Wednesday, December 08, 2004

Joseph Hansen, pioneering Gay mystery author extraordinaire

I was deeply saddened to read the other day that Joseph Hansen had died at the age of 82.

For gay men who like to read fiction, Joseph Hansen set the standards for gay fiction. His character, Dave Brandstetter, was an insurance claims investigator, who was a tough as nails sluth in the Mickey Hammer and Philip Marlowe tradition.

Joseph created the perfect character, who was gay, but it didn't rule his life. Being gay made him a better investigator and a better man. His character, quoting The Times, "was unapologetically gat at a liberation that was really in its infacy in terms of post-Stonewall politics."

I admired Joseph Hansen for not creating a swishy character, but one with a soul and a personal life. He would "dump" on his partner the day's events, and could always fall back on his support during difficult times as he solved a particular case. The dialog was meaningful and robust. He is never annoyed as his partner nags him to retire and give up cigarettes.

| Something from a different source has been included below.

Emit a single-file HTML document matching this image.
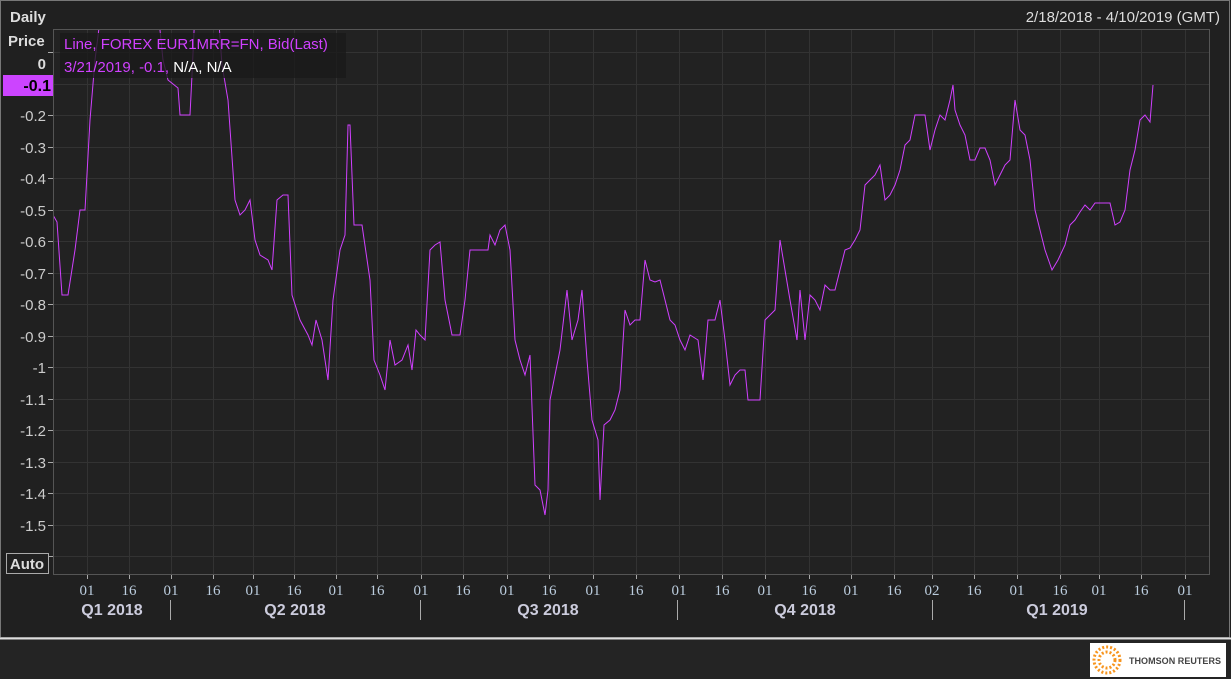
<!DOCTYPE html>
<html><head><meta charset="utf-8"><style>
body{margin:0;width:1231px;height:679px;background:#242424;overflow:hidden;font-family:"Liberation Sans",Tahoma,sans-serif;}
</style></head><body>
<svg width="1231" height="679" xmlns="http://www.w3.org/2000/svg" style="position:absolute;left:0;top:0">
<defs><clipPath id="c"><rect x="54" y="30" width="1155" height="544"/></clipPath></defs>
<rect x="0" y="0" width="1231" height="638" fill="#202020"/>
<rect x="0.5" y="0.5" width="1229" height="637" fill="none" stroke="#777"/>
<line x1="0" y1="638.5" x2="1231" y2="638.5" stroke="#ddd" stroke-width="2"/>
<rect x="53.5" y="29.5" width="1156" height="545" fill="#222" stroke="#555"/>
<g stroke="#333" stroke-width="1">
<path d="M87.5 30V574M129.5 30V574M171.5 30V574M213.5 30V574M253.5 30V574M294.5 30V574M336.5 30V574M377.5 30V574M421.5 30V574M463.5 30V574M507.5 30V574M549.5 30V574M593.5 30V574M636.5 30V574M679.5 30V574M722.5 30V574M765.5 30V574M809.5 30V574M851.5 30V574M894.5 30V574M932.5 30V574M974.5 30V574M1017.5 30V574M1060.5 30V574M1099.5 30V574M1141.5 30V574M1185.5 30V574"/>
<path d="M54 52.5H1209M54 84.5H1209M54 115.5H1209M54 147.5H1209M54 178.5H1209M54 210.5H1209M54 241.5H1209M54 273.5H1209M54 304.5H1209M54 336.5H1209M54 367.5H1209M54 399.5H1209M54 430.5H1209M54 462.5H1209M54 493.5H1209M54 525.5H1209M54 556.5H1209"/>
</g>
<g stroke="#aaa"><path d="M48 52.5H53M48 84.5H53M48 115.5H53M48 147.5H53M48 178.5H53M48 210.5H53M48 241.5H53M48 273.5H53M48 304.5H53M48 336.5H53M48 367.5H53M48 399.5H53M48 430.5H53M48 462.5H53M48 493.5H53M48 525.5H53M48 556.5H53"/>
<path d="M87.5 575v4M129.5 575v4M171.5 575v4M213.5 575v4M253.5 575v4M294.5 575v4M336.5 575v4M377.5 575v4M421.5 575v4M463.5 575v4M507.5 575v4M549.5 575v4M593.5 575v4M636.5 575v4M679.5 575v4M722.5 575v4M765.5 575v4M809.5 575v4M851.5 575v4M894.5 575v4M932.5 575v4M974.5 575v4M1017.5 575v4M1060.5 575v4M1099.5 575v4M1141.5 575v4M1185.5 575v4"/>
<path d="M170.5 600v20M420.5 600v20M677.5 600v20M932.5 600v20M1184.5 600v20"/></g>
<polyline clip-path="url(#c)" fill="none" stroke="#d040ff" stroke-width="1" points="53,215 57,222 62,295 68,295 75,250 80,210 85,210 90,120 95,60 100,20 102,10 158,10 163,60 168,80 178,88 180,115 190,115 192,75 195,10 218,10 222,65 228,100 235,200 240,215 245,210 250,200 255,240 260,255 268,260 272,270 277,200 283,195 288,195 292,295 300,320 308,335 312,345 316,320 322,340 328,380 333,300 340,250 345,235 348,125 350,125 354,225 362,225 370,280 374,360 380,375 385,390 390,340 395,365 402,360 408,345 412,370 416,330 420,335 425,340 430,250 435,245 440,242 445,300 452,335 460,335 465,300 470,250 475,250 488,250 490,235 495,245 500,230 505,225 510,250 515,340 520,360 525,375 530,355 535,485 540,490 545,515 548,490 550,400 560,350 567,290 572,340 578,320 582,290 587,360 592,420 598,440 600,500 604,425 610,420 615,410 620,390 625,310 630,325 635,320 640,320 645,260 650,280 655,282 660,280 665,300 670,320 675,325 680,340 685,350 690,335 698,340 703,380 708,320 715,320 720,300 725,340 730,385 735,375 740,370 745,370 748,400 760,400 765,320 770,315 775,310 780,240 785,270 790,300 797,340 800,290 805,340 810,295 815,300 820,310 825,285 830,290 835,290 840,270 845,250 850,248 855,240 860,230 865,185 870,180 875,175 880,165 885,200 890,195 895,185 900,170 905,145 910,140 915,115 920,115 925,115 930,150 935,130 940,115 945,120 950,100 953,85 955,110 960,125 965,135 970,160 975,160 980,148 985,148 990,160 995,185 1000,175 1005,165 1010,160 1015,100 1020,130 1025,135 1030,160 1035,210 1040,230 1045,250 1052,270 1058,260 1065,245 1070,225 1075,220 1080,212 1085,205 1090,210 1095,203 1110,203 1115,225 1120,222 1125,210 1130,170 1135,150 1140,120 1145,115 1150,122 1153,85"/>
<rect x="60" y="33" width="286" height="45" fill="#1a1a1a" opacity="0.8"/>
<g font-size="15" font-family="Liberation Sans,Tahoma,sans-serif">
<text x="64" y="49" fill="#d040ff">Line, FOREX EUR1MRR=FN, Bid(Last)</text>
<text x="64" y="72" fill="#d040ff">3/21/2019, -0.1, <tspan fill="#fff">N/A, N/A</tspan></text>
</g>
<g font-weight="bold" fill="#ddd" font-size="15">
<text x="10" y="22">Daily</text>
<text x="8" y="46">Price</text>
<text x="46" y="69" text-anchor="end">0</text>
</g>
<text x="1220" y="22" fill="#ddd" font-size="15" text-anchor="end">2/18/2018 - 4/10/2019 (GMT)</text>
<rect x="3" y="75" width="50" height="21" fill="#cc44ff"/>
<text x="51" y="91" font-weight="bold" font-size="16" fill="#000" text-anchor="end">-0.1</text>
<g fill="#ccc" font-size="15" text-anchor="end">
<text x="46" y="121">-0.2</text><text x="46" y="153">-0.3</text><text x="46" y="184">-0.4</text><text x="46" y="216">-0.5</text><text x="46" y="247">-0.6</text><text x="46" y="279">-0.7</text><text x="46" y="310">-0.8</text><text x="46" y="342">-0.9</text><text x="46" y="373">-1</text><text x="46" y="405">-1.1</text><text x="46" y="436">-1.2</text><text x="46" y="468">-1.3</text><text x="46" y="499">-1.4</text><text x="46" y="531">-1.5</text>
</g>
<rect x="6.5" y="553.5" width="42" height="20" fill="none" stroke="#aaa"/>
<text x="27" y="569" font-weight="bold" fill="#ddd" font-size="15" text-anchor="middle">Auto</text>
<g fill="#bcd" font-size="15" text-anchor="middle" font-family="Liberation Serif,serif">
<text x="87" y="595">01</text><text x="129" y="595">16</text><text x="171" y="595">01</text><text x="213" y="595">16</text><text x="253" y="595">01</text><text x="294" y="595">16</text><text x="336" y="595">01</text><text x="377" y="595">16</text><text x="421" y="595">01</text><text x="463" y="595">16</text><text x="507" y="595">01</text><text x="549" y="595">16</text><text x="593" y="595">01</text><text x="636" y="595">16</text><text x="679" y="595">01</text><text x="722" y="595">16</text><text x="765" y="595">01</text><text x="809" y="595">16</text><text x="851" y="595">01</text><text x="894" y="595">16</text><text x="932" y="595">02</text><text x="974" y="595">16</text><text x="1017" y="595">01</text><text x="1060" y="595">16</text><text x="1099" y="595">01</text><text x="1141" y="595">16</text><text x="1185" y="595">01</text>
</g>
<g fill="#ccd" font-size="16" font-weight="bold" text-anchor="middle">
<text x="112" y="615">Q1 2018</text><text x="295" y="615">Q2 2018</text><text x="548" y="615">Q3 2018</text><text x="805" y="615">Q4 2018</text><text x="1057" y="615">Q1 2019</text>
</g>
<rect x="1090" y="643" width="136" height="34" fill="#fff"/>
<g fill="none" stroke="#f7941d" stroke-width="3" stroke-dasharray="2 2">
<circle cx="1107" cy="660" r="13"/><circle cx="1107" cy="660" r="8"/>
</g>
<circle cx="1107" cy="660" r="3" fill="#fff"/>
<text x="1129" y="664" font-size="9" font-weight="bold" fill="#444" textLength="92">THOMSON REUTERS</text>
</svg>
</body></html>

He has influenced such gay mystery writers as John Morgan Wilson and Michael Nava. They both picked up on the fact that in Dave Brandstetter, Joseph created a character with a moral backbone who was a professional in the truest sense of the word.

Though the series ended in 1991 with " A Country of Old Men", I have continued to reread his works. The series started with "Fadeout" and "Early Graves" Both "Early Graves" and "A Country of Old Men" dealt with AIDS. Both are moving books and should be read for both their pure who dunnit appeal and as a chronology of AIDS at that time from the viewpoint of a middle aged gay man.

I will miss Joseph Hansen. He was an old, dear friend, though I never had the chance to meet him. I wish him all the best in his new life after death. May his body of work continue to influence new generations of gay men who enjoy reading a good mystery where the hero is an ordinary gay guy like you and me.